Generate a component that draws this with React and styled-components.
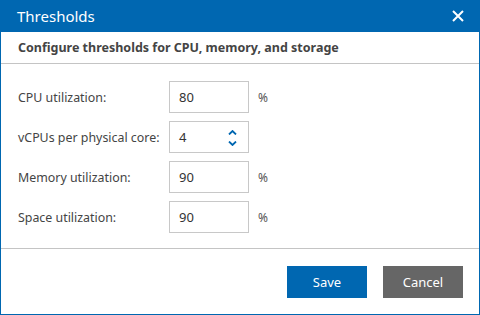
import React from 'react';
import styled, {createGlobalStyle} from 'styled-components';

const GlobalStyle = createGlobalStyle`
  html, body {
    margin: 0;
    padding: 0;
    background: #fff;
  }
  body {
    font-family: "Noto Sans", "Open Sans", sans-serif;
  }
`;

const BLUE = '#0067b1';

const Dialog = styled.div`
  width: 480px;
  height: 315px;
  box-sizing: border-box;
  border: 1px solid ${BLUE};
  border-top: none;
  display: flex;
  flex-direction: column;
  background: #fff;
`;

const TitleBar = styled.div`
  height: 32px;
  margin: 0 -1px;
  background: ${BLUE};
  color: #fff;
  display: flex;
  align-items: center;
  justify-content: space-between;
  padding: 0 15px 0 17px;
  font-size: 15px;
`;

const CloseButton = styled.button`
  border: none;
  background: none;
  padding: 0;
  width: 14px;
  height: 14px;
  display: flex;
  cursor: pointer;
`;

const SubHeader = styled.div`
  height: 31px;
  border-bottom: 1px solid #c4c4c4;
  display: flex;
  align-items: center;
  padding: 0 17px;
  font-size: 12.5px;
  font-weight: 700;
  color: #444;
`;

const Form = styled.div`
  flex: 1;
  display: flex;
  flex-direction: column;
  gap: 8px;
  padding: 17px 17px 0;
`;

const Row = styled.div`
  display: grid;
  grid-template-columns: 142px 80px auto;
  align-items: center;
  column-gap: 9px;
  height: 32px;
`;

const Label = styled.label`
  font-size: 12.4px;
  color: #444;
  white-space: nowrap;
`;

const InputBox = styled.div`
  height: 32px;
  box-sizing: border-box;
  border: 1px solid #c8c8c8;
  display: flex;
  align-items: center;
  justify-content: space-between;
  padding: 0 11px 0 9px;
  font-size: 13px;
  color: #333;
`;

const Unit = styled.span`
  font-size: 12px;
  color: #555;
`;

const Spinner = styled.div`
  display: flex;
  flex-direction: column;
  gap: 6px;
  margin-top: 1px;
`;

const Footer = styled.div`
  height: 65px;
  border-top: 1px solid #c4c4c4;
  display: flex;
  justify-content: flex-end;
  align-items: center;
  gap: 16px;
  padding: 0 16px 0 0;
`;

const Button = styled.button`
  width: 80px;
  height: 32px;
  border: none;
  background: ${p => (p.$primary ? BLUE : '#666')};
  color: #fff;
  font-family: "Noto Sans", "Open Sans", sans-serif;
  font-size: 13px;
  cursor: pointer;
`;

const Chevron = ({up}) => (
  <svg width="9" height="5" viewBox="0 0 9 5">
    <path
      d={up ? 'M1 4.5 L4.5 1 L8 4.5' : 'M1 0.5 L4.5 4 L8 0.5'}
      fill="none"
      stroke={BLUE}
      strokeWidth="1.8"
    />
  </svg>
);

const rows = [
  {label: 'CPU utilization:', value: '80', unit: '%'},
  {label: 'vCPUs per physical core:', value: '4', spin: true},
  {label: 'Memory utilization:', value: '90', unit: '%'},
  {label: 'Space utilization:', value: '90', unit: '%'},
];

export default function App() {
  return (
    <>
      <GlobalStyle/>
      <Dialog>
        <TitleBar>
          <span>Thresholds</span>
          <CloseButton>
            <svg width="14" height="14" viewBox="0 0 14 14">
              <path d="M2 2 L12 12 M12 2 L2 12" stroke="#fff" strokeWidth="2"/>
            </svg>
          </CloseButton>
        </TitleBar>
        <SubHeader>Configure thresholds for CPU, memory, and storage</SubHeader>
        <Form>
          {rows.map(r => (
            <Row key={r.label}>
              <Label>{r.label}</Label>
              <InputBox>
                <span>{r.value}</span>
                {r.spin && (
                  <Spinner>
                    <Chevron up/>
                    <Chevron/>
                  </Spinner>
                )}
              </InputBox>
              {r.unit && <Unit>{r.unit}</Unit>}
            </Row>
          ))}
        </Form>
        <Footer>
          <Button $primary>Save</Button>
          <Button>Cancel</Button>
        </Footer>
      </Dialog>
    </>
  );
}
--
* **Short exercise**: All the material shown above is to be copied exactly, with no pictures carried over.

* **The response**:
Generate a component that draws this with React and styled-components.
import React from 'react';
import styled, {createGlobalStyle} from 'styled-components';

const GlobalStyle = createGlobalStyle`
  html, body {
    margin: 0;
    padding: 0;
    background: #fff;
  }
  body {
    font-family: "Noto Sans", "Open Sans", sans-serif;
  }
`;

const BLUE = '#0067b1';

const Dialog = styled.div`
  width: 480px;
  height: 315px;
  box-sizing: border-box;
  border: 1px solid ${BLUE};
  border-top: none;
  display: flex;
  flex-direction: column;
  background: #fff;
`;

const TitleBar = styled.div`
  height: 32px;
  margin: 0 -1px;
  background: ${BLUE};
  color: #fff;
  display: flex;
  align-items: center;
  justify-content: space-between;
  padding: 0 15px 0 17px;
  font-size: 15px;
`;

const CloseButton = styled.button`
  border: none;
  background: none;
  padding: 0;
  width: 14px;
  height: 14px;
  display: flex;
  cursor: pointer;
`;

const SubHeader = styled.div`
  height: 31px;
  border-bottom: 1px solid #c4c4c4;
  display: flex;
  align-items: center;
  padding: 0 17px;
  font-size: 12.5px;
  font-weight: 700;
  color: #444;
`;

const Form = styled.div`
  flex: 1;
  display: flex;
  flex-direction: column;
  gap: 8px;
  padding: 17px 17px 0;
`;

const Row = styled.div`
  display: grid;
  grid-template-columns: 142px 80px auto;
  align-items: center;
  column-gap: 9px;
  height: 32px;
`;

const Label = styled.label`
  font-size: 12.4px;
  color: #444;
  white-space: nowrap;
`;

const InputBox = styled.div`
  height: 32px;
  box-sizing: border-box;
  border: 1px solid #c8c8c8;
  display: flex;
  align-items: center;
  justify-content: space-between;
  padding: 0 11px 0 9px;
  font-size: 13px;
  color: #333;
`;

const Unit = styled.span`
  font-size: 12px;
  color: #555;
`;

const Spinner = styled.div`
  display: flex;
  flex-direction: column;
  gap: 6px;
  margin-top: 1px;
`;

const Footer = styled.div`
  height: 65px;
  border-top: 1px solid #c4c4c4;
  display: flex;
  justify-content: flex-end;
  align-items: center;
  gap: 16px;
  padding: 0 16px 0 0;
`;

const Button = styled.button`
  width: 80px;
  height: 32px;
  border: none;
  background: ${p => (p.$primary ? BLUE : '#666')};
  color: #fff;
  font-family: "Noto Sans", "Open Sans", sans-serif;
  font-size: 13px;
  cursor: pointer;
`;

const Chevron = ({up}) => (
  <svg width="9" height="5" viewBox="0 0 9 5">
    <path
      d={up ? 'M1 4.5 L4.5 1 L8 4.5' : 'M1 0.5 L4.5 4 L8 0.5'}
      fill="none"
      stroke={BLUE}
      strokeWidth="1.8"
    />
  </svg>
);

const rows = [
  {label: 'CPU utilization:', value: '80', unit: '%'},
  {label: 'vCPUs per physical core:', value: '4', spin: true},
  {label: 'Memory utilization:', value: '90', unit: '%'},
  {label: 'Space utilization:', value: '90', unit: '%'},
];

export default function App() {
  return (
    <>
      <GlobalStyle/>
      <Dialog>
        <TitleBar>
          <span>Thresholds</span>
          <CloseButton>
            <svg width="14" height="14" viewBox="0 0 14 14">
              <path d="M2 2 L12 12 M12 2 L2 12" stroke="#fff" strokeWidth="2"/>
            </svg>
          </CloseButton>
        </TitleBar>
        <SubHeader>Configure thresholds for CPU, memory, and storage</SubHeader>
        <Form>
          {rows.map(r => (
            <Row key={r.label}>
              <Label>{r.label}</Label>
              <InputBox>
                <span>{r.value}</span>
                {r.spin && (
                  <Spinner>
                    <Chevron up/>
                    <Chevron/>
                  </Spinner>
                )}
              </InputBox>
              {r.unit && <Unit>{r.unit}</Unit>}
            </Row>
          ))}
        </Form>
        <Footer>
          <Button $primary>Save</Button>
          <Button>Cancel</Button>
        </Footer>
      </Dialog>
    </>
  );
}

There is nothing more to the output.